Le professeur Alessandro Regazzoni est veuf depuis de longues années. Il remplit tant bien que mal sa vie avec des activités associatives, mais il n’arrive toujours pas à complètement faire le deuil de sa femme Louise, décédée dans un accident de voiture cinq mois après la naissance de leur fille Irina. Celle-ci rentre désormais dans l’âge ingrat de l’adolescence et donne encore plus de fil à retordre à son père en manque d’amour.
Critique de Tootpadu
Commençons par la fin : cela n’est certes qu’un détail, mais comment prendre au sérieux un film, qui n’écorche pas seulement le nom d’un réalisateur aussi connu que Henry Hathaway, mais même celui de sa propre attachée de presse à la fin de son générique ? Cette petite touche de négligence finale est hélas assez symptomatique du deuxième film de Philippe Claudel, qui paraît pendant longtemps ne pas trop décidé quant à la direction qu’il souhaite prendre. Tandis que ses débuts derrière la caméra avec le très solide Il y a longtemps que je t’aime se dirigeaient imperturbablement vers une révélation finale sous forme d’aveux cathartiques, le scénario de ce film-ci ne poursuit aucun but clairement défini pendant un temps considérable. Il est du coup difficile de savoir par quel bout tenir Tous les soleils, dont les tentatives insistantes de nous familiariser avec ses personnages pittoresques portent à peine leurs fruits.
A force d’honorer la mémoire de sa femme disparue tragiquement, le protagoniste passe en effet à côté de sa propre vie. Il y a un vide immense dans le quotidien d’Alessandro, qu’il escamote artificiellement à travers des occupations qui ne paraissent pas lui procurer une satisfaction intense. Que ce soient ses cours de musique à l’université, la lecture à l’hôpital, ou les répétitions de la chorale, il n’est jamais tout à fait présent, mais toujours dans un mouvement de fuite, que l’on pourrait aussi appeler une névrose. Stefano Accorsi a perfectionné au fil de sa carrière ce genre de rôle du tombeur de filles potentiel, qui se pose pourtant trop de questions sur sa propre existence pour s’y épanouir pleinement. Ce spleen italien a beaucoup de mal à se dissiper. Il est remplacé de surcroît par une renaissance timide de l’amour, qui culmine à la fin du film par le sourire d’épagneul toujours un peu bête d’Accorsi.

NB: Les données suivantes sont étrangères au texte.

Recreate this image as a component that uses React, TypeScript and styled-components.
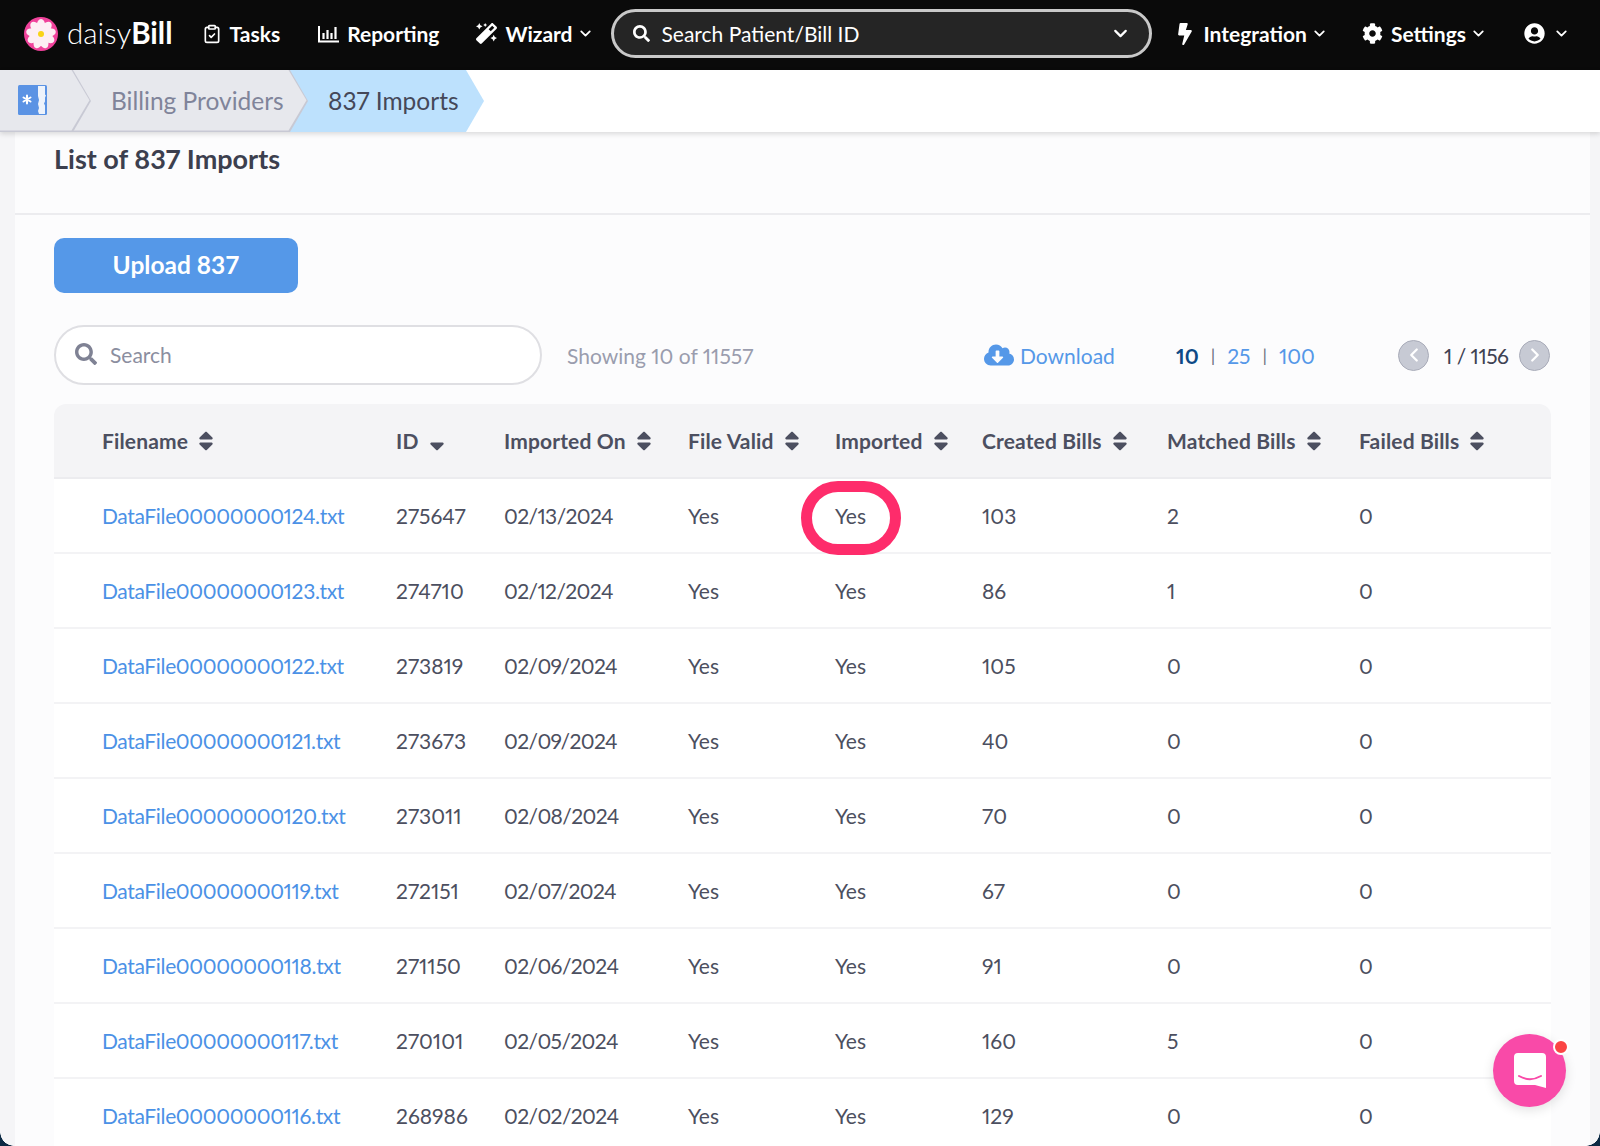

Auparavant, le récit s’était démarqué par un éparpillement fâcheux, qui multipliait les actions annexes pas vraiment indispensables au retour à la vie du personnage principal. Ni la croisade du frère contre Berlusconi, ni les premières amours de la fille, et encore moins la boutade de l’échange de mots érotiques via un site de rencontres avec la supérieure d’Alessandro à l’insu de ce dernier, ne sont ainsi susceptibles d’arracher la narration de la banalité quelconque dans laquelle elle se complaît un peu trop aisément. Les seuls véritables rayons de soleil de ce film plutôt marqué par la grisaille – en dépit de la mise en valeur d’un décor urbain aussi peu exploité au cinéma que la ville de Strasbourg – sont alors la présence de la radieuse Anouk Aimée et, dans une moindre mesure, celle de Clotilde Courau.